Google Cloud Upgrades Speech AI Models Already Used by Spotify Car Thing
Google Cloud has introduced new speech recognition models for its speech-to-text (STT) API. The models improve accuracy for 23 languages and 61 locales supported by Google for third-party voice assistants. That includes Spotify’s voice assistant built into the Spotify Car Thing device.
Google Speech AI
Google’s STT API has skyrocketed in popularity since its release in 2017. More than a billion minutes of speech every month are processed by the API, according to the company. The latest ‘conformer’ models implement a single neural network for speech recognition rather than multiple models for sound, language, and pronunciation. It’s more efficient and accurate than before, even when it’s loud or the acoustic environment is otherwise not ideal. The improvements are evident immediately, though tuning the model leads to better performance.
“With voice continuing to emerge as the new frontier in human-computer interaction, many enterprises may seek to level up their technology and present consumers with speech recognition systems that more reliably and accurately recognize what their users are saying,” Google speech team distinguished scientist Françoise Beaufays wrote in announcing the upgrade. “If you are building speech control interfaces where users speak to their smart devices and applications, these improvements can let your users speak to these interfaces more naturally and in longer sentences.

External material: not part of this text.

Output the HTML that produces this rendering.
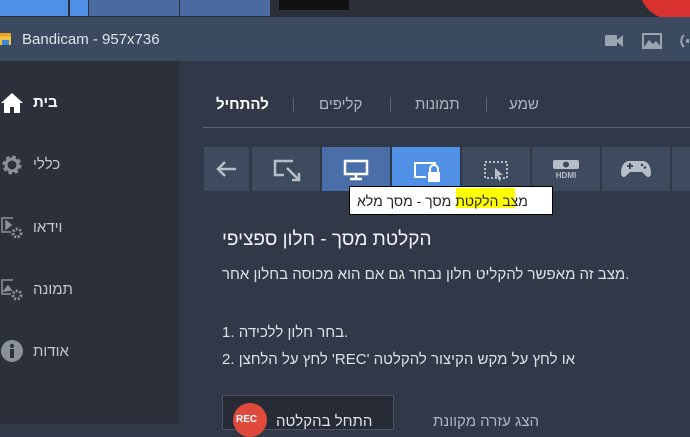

Without having to worry about whether or not their speech will be accurately captured, your users can establish better relationships with the machines and applications they interact with—and with your businesses as the brand behind the experience.”
Though only just announced Google Cloud has been testing the new models with a few clients, including Spotify. The streaming platform teamed with the tech giant to develop the voice assistant interface on its Car Thing device. Drivers can converse with the AI by saying, “Hey, Spotify.”
“Spotify worked closely with Google on bringing our brand new voice interface, ‘Hey Spotify,’ to customers across our mobile apps and Car Thing,” Spotify head of technology hardware Daniel Bromand said. “The increases in quality and especially noise robustness from the latest models, in addition to Spotify’s work on NLU and AI, are what make it possible to have these services work so well for so many users.”